→ Problem to solve
Extract each line of the material that follows exactly and omit its pictures.

→ Collected material
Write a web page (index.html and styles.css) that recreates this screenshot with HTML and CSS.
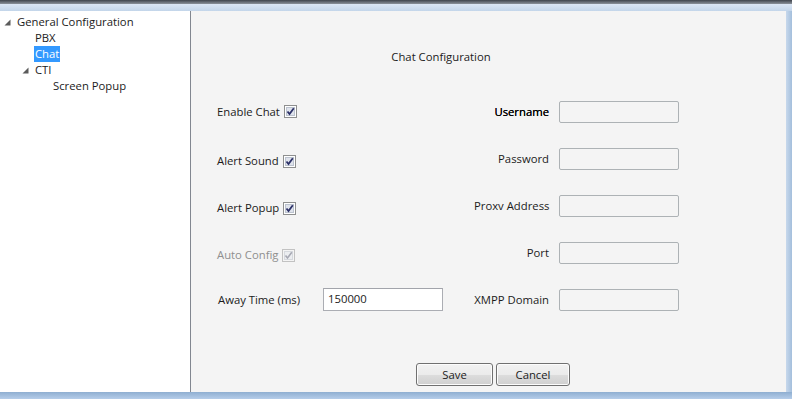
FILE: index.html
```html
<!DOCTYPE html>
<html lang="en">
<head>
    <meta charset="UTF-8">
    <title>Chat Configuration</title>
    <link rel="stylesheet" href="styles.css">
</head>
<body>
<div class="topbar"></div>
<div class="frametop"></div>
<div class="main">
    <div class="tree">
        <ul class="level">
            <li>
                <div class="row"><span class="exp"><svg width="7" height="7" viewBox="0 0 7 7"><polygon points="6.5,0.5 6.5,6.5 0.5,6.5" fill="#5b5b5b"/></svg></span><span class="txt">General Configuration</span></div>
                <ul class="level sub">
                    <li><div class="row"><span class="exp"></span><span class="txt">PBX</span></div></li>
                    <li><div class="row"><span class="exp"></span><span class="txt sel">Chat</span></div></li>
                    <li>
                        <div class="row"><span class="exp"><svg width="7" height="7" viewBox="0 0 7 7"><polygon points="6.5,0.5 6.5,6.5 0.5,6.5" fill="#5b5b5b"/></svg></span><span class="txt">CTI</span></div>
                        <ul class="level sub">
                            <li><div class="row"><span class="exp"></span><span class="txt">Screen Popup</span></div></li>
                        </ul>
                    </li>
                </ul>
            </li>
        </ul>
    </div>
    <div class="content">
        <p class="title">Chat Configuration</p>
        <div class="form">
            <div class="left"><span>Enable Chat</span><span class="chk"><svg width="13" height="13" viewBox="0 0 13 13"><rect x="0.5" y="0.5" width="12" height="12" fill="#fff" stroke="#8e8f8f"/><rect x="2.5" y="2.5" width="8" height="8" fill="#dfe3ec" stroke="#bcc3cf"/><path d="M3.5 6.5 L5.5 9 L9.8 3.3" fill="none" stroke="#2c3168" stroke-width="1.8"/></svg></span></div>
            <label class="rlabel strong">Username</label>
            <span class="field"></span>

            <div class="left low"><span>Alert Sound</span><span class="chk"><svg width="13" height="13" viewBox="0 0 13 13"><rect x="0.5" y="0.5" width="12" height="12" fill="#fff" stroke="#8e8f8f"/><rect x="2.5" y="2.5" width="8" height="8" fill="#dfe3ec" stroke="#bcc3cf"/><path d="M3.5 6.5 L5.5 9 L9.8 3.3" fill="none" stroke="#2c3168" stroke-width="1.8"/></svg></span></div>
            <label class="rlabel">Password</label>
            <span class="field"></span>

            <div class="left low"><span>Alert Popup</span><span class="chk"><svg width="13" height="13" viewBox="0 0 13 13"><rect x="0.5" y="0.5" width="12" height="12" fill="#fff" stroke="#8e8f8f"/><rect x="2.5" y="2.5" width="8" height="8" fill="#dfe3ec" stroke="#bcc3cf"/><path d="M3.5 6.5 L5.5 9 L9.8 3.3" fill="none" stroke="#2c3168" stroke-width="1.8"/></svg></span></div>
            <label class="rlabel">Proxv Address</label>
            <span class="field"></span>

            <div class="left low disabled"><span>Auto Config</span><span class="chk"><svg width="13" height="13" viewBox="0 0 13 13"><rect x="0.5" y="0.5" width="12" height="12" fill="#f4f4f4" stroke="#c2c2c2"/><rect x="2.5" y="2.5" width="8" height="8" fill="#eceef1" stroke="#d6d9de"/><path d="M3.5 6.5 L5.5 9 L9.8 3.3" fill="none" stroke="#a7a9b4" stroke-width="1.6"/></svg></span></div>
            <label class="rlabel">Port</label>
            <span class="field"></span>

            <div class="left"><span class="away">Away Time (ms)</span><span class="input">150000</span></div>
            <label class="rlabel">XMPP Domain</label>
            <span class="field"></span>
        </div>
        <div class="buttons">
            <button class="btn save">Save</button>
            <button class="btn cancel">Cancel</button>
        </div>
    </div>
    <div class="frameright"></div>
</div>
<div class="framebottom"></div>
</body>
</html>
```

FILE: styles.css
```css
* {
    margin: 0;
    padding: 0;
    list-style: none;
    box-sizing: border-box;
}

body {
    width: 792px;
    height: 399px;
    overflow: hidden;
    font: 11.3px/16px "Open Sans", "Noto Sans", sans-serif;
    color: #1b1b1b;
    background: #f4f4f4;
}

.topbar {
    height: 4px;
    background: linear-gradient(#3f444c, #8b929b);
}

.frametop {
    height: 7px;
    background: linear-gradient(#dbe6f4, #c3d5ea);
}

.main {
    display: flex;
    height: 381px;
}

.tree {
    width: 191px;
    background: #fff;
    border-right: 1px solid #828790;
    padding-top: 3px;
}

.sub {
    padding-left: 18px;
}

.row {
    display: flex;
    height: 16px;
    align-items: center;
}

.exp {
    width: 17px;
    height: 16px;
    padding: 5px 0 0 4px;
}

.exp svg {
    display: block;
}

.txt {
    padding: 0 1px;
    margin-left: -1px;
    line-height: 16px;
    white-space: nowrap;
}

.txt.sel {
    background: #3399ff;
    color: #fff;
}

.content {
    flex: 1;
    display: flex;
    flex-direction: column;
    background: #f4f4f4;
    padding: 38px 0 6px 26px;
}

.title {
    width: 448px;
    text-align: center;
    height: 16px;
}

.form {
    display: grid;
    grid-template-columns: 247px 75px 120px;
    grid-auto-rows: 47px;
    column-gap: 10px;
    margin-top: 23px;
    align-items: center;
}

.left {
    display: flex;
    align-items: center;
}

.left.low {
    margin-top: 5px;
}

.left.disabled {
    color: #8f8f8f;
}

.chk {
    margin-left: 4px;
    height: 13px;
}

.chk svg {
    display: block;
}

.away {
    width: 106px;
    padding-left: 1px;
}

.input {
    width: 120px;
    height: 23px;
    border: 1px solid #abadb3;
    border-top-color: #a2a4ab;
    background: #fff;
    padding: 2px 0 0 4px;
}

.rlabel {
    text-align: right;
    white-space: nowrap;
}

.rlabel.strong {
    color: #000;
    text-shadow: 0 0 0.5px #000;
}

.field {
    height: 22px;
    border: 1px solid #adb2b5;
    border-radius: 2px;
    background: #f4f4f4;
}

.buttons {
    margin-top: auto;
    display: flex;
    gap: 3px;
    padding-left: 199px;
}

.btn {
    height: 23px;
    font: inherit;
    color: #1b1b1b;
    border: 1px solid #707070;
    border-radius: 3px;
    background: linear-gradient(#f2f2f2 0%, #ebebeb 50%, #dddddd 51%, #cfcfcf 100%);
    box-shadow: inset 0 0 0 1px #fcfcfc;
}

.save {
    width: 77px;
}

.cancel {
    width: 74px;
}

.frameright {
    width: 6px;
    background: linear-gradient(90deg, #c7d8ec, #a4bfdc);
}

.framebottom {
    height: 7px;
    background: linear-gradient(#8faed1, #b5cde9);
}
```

→ Response to this task
Write a web page (index.html and styles.css) that recreates this screenshot with HTML and CSS.
FILE: index.html
```html
<!DOCTYPE html>
<html lang="en">
<head>
    <meta charset="UTF-8">
    <title>Chat Configuration</title>
    <link rel="stylesheet" href="styles.css">
</head>
<body>
<div class="topbar"></div>
<div class="frametop"></div>
<div class="main">
    <div class="tree">
        <ul class="level">
            <li>
                <div class="row"><span class="exp"><svg width="7" height="7" viewBox="0 0 7 7"><polygon points="6.5,0.5 6.5,6.5 0.5,6.5" fill="#5b5b5b"/></svg></span><span class="txt">General Configuration</span></div>
                <ul class="level sub">
                    <li><div class="row"><span class="exp"></span><span class="txt">PBX</span></div></li>
                    <li><div class="row"><span class="exp"></span><span class="txt sel">Chat</span></div></li>
                    <li>
                        <div class="row"><span class="exp"><svg width="7" height="7" viewBox="0 0 7 7"><polygon points="6.5,0.5 6.5,6.5 0.5,6.5" fill="#5b5b5b"/></svg></span><span class="txt">CTI</span></div>
                        <ul class="level sub">
                            <li><div class="row"><span class="exp"></span><span class="txt">Screen Popup</span></div></li>
                        </ul>
                    </li>
                </ul>
            </li>
        </ul>
    </div>
    <div class="content">
        <p class="title">Chat Configuration</p>
        <div class="form">
            <div class="left"><span>Enable Chat</span><span class="chk"><svg width="13" height="13" viewBox="0 0 13 13"><rect x="0.5" y="0.5" width="12" height="12" fill="#fff" stroke="#8e8f8f"/><rect x="2.5" y="2.5" width="8" height="8" fill="#dfe3ec" stroke="#bcc3cf"/><path d="M3.5 6.5 L5.5 9 L9.8 3.3" fill="none" stroke="#2c3168" stroke-width="1.8"/></svg></span></div>
            <label class="rlabel strong">Username</label>
            <span class="field"></span>

            <div class="left low"><span>Alert Sound</span><span class="chk"><svg width="13" height="13" viewBox="0 0 13 13"><rect x="0.5" y="0.5" width="12" height="12" fill="#fff" stroke="#8e8f8f"/><rect x="2.5" y="2.5" width="8" height="8" fill="#dfe3ec" stroke="#bcc3cf"/><path d="M3.5 6.5 L5.5 9 L9.8 3.3" fill="none" stroke="#2c3168" stroke-width="1.8"/></svg></span></div>
            <label class="rlabel">Password</label>
            <span class="field"></span>

            <div class="left low"><span>Alert Popup</span><span class="chk"><svg width="13" height="13" viewBox="0 0 13 13"><rect x="0.5" y="0.5" width="12" height="12" fill="#fff" stroke="#8e8f8f"/><rect x="2.5" y="2.5" width="8" height="8" fill="#dfe3ec" stroke="#bcc3cf"/><path d="M3.5 6.5 L5.5 9 L9.8 3.3" fill="none" stroke="#2c3168" stroke-width="1.8"/></svg></span></div>
            <label class="rlabel">Proxv Address</label>
            <span class="field"></span>

            <div class="left low disabled"><span>Auto Config</span><span class="chk"><svg width="13" height="13" viewBox="0 0 13 13"><rect x="0.5" y="0.5" width="12" height="12" fill="#f4f4f4" stroke="#c2c2c2"/><rect x="2.5" y="2.5" width="8" height="8" fill="#eceef1" stroke="#d6d9de"/><path d="M3.5 6.5 L5.5 9 L9.8 3.3" fill="none" stroke="#a7a9b4" stroke-width="1.6"/></svg></span></div>
            <label class="rlabel">Port</label>
            <span class="field"></span>

            <div class="left"><span class="away">Away Time (ms)</span><span class="input">150000</span></div>
            <label class="rlabel">XMPP Domain</label>
            <span class="field"></span>
        </div>
        <div class="buttons">
            <button class="btn save">Save</button>
            <button class="btn cancel">Cancel</button>
        </div>
    </div>
    <div class="frameright"></div>
</div>
<div class="framebottom"></div>
</body>
</html>
```

FILE: styles.css
```css
* {
    margin: 0;
    padding: 0;
    list-style: none;
    box-sizing: border-box;
}

body {
    width: 792px;
    height: 399px;
    overflow: hidden;
    font: 11.3px/16px "Open Sans", "Noto Sans", sans-serif;
    color: #1b1b1b;
    background: #f4f4f4;
}

.topbar {
    height: 4px;
    background: linear-gradient(#3f444c, #8b929b);
}

.frametop {
    height: 7px;
    background: linear-gradient(#dbe6f4, #c3d5ea);
}

.main {
    display: flex;
    height: 381px;
}

.tree {
    width: 191px;
    background: #fff;
    border-right: 1px solid #828790;
    padding-top: 3px;
}

.sub {
    padding-left: 18px;
}

.row {
    display: flex;
    height: 16px;
    align-items: center;
}

.exp {
    width: 17px;
    height: 16px;
    padding: 5px 0 0 4px;
}

.exp svg {
    display: block;
}

.txt {
    padding: 0 1px;
    margin-left: -1px;
    line-height: 16px;
    white-space: nowrap;
}

.txt.sel {
    background: #3399ff;
    color: #fff;
}

.content {
    flex: 1;
    display: flex;
    flex-direction: column;
    background: #f4f4f4;
    padding: 38px 0 6px 26px;
}

.title {
    width: 448px;
    text-align: center;
    height: 16px;
}

.form {
    display: grid;
    grid-template-columns: 247px 75px 120px;
    grid-auto-rows: 47px;
    column-gap: 10px;
    margin-top: 23px;
    align-items: center;
}

.left {
    display: flex;
    align-items: center;
}

.left.low {
    margin-top: 5px;
}

.left.disabled {
    color: #8f8f8f;
}

.chk {
    margin-left: 4px;
    height: 13px;
}

.chk svg {
    display: block;
}

.away {
    width: 106px;
    padding-left: 1px;
}

.input {
    width: 120px;
    height: 23px;
    border: 1px solid #abadb3;
    border-top-color: #a2a4ab;
    background: #fff;
    padding: 2px 0 0 4px;
}

.rlabel {
    text-align: right;
    white-space: nowrap;
}

.rlabel.strong {
    color: #000;
    text-shadow: 0 0 0.5px #000;
}

.field {
    height: 22px;
    border: 1px solid #adb2b5;
    border-radius: 2px;
    background: #f4f4f4;
}

.buttons {
    margin-top: auto;
    display: flex;
    gap: 3px;
    padding-left: 199px;
}

.btn {
    height: 23px;
    font: inherit;
    color: #1b1b1b;
    border: 1px solid #707070;
    border-radius: 3px;
    background: linear-gradient(#f2f2f2 0%, #ebebeb 50%, #dddddd 51%, #cfcfcf 100%);
    box-shadow: inset 0 0 0 1px #fcfcfc;
}

.save {
    width: 77px;
}

.cancel {
    width: 74px;
}

.frameright {
    width: 6px;
    background: linear-gradient(90deg, #c7d8ec, #a4bfdc);
}

.framebottom {
    height: 7px;
    background: linear-gradient(#8faed1, #b5cde9);
}
```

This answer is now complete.